===== SUPPLIED MATERIAL

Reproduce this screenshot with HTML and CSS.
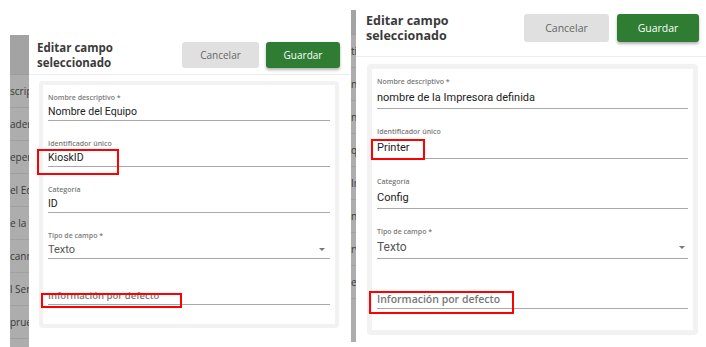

==========
===== SUPPLIED MATERIAL

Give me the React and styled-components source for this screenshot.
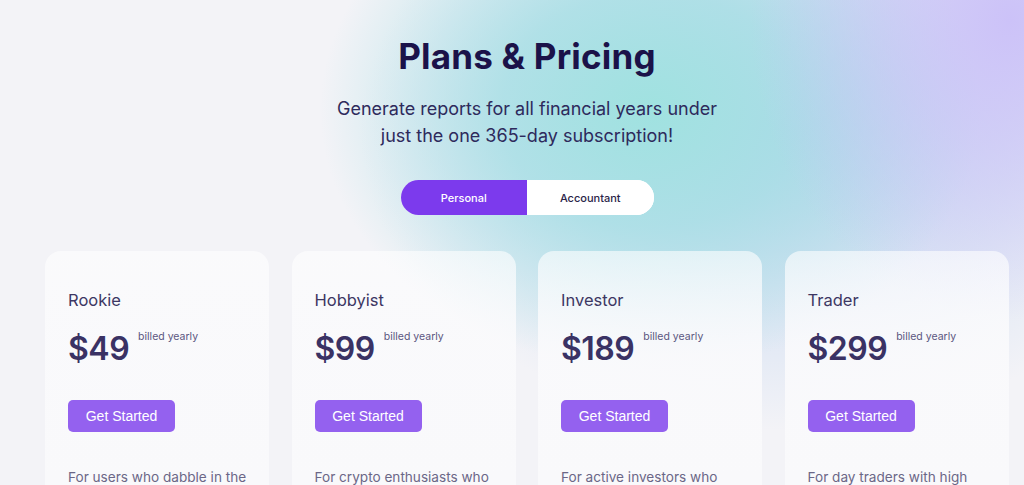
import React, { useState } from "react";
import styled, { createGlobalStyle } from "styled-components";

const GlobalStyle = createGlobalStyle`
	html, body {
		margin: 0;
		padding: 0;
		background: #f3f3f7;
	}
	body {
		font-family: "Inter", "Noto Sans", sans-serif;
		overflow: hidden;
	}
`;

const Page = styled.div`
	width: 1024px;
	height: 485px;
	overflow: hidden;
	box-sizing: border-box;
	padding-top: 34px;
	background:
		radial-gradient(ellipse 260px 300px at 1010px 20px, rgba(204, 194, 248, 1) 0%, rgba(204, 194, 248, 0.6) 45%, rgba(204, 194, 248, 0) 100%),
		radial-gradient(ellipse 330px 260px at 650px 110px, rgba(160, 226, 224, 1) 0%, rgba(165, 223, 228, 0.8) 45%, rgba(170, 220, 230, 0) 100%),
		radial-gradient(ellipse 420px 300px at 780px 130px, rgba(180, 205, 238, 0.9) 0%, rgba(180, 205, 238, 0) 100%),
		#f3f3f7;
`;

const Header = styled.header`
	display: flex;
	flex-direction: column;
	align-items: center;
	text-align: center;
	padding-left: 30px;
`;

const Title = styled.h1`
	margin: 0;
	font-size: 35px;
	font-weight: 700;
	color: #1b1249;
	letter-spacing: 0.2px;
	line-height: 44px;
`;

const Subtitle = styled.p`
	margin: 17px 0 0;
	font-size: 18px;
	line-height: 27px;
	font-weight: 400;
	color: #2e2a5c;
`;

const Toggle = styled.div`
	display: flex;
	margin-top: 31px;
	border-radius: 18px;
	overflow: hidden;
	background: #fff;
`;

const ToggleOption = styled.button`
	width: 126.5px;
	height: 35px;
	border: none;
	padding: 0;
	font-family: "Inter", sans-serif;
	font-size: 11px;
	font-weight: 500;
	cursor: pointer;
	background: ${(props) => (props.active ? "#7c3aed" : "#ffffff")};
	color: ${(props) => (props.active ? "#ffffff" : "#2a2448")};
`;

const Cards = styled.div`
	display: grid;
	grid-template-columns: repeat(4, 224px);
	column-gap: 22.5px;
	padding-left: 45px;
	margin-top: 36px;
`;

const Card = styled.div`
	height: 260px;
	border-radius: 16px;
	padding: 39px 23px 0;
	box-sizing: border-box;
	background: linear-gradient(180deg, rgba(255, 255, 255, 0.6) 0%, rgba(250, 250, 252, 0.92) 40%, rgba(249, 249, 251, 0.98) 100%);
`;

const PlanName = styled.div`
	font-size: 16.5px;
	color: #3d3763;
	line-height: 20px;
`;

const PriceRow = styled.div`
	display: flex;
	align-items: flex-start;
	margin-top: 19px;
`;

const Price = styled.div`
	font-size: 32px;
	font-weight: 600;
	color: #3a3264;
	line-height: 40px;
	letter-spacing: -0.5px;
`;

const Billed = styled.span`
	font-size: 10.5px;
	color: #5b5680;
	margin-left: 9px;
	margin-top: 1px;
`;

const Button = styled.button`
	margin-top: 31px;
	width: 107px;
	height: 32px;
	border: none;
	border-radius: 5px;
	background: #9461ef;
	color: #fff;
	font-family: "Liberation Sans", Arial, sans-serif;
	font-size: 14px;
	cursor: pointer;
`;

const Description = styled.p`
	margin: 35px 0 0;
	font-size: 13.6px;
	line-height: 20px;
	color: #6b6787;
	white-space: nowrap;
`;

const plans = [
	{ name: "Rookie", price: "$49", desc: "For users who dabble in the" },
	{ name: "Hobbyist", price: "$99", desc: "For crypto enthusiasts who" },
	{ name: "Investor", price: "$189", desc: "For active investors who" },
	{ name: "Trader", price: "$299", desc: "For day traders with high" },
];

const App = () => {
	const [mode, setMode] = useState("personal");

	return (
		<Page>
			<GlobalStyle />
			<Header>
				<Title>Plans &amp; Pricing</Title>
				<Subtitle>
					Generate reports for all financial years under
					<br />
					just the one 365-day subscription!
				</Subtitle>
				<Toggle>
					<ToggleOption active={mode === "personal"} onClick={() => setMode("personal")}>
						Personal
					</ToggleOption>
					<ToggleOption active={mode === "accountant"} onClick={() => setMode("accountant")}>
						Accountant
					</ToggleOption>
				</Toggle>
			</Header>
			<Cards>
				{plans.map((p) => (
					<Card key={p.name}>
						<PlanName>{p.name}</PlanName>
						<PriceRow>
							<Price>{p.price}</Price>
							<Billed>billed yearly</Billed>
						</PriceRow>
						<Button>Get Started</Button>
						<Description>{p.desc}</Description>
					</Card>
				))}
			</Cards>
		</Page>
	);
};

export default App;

==========

• _DIRECTION_
Pick out the lines above containing the word "screenshot", then copy them.

• _TASK SOLUTION_
Reproduce this screenshot with HTML and CSS.
Give me the React and styled-components source for this screenshot.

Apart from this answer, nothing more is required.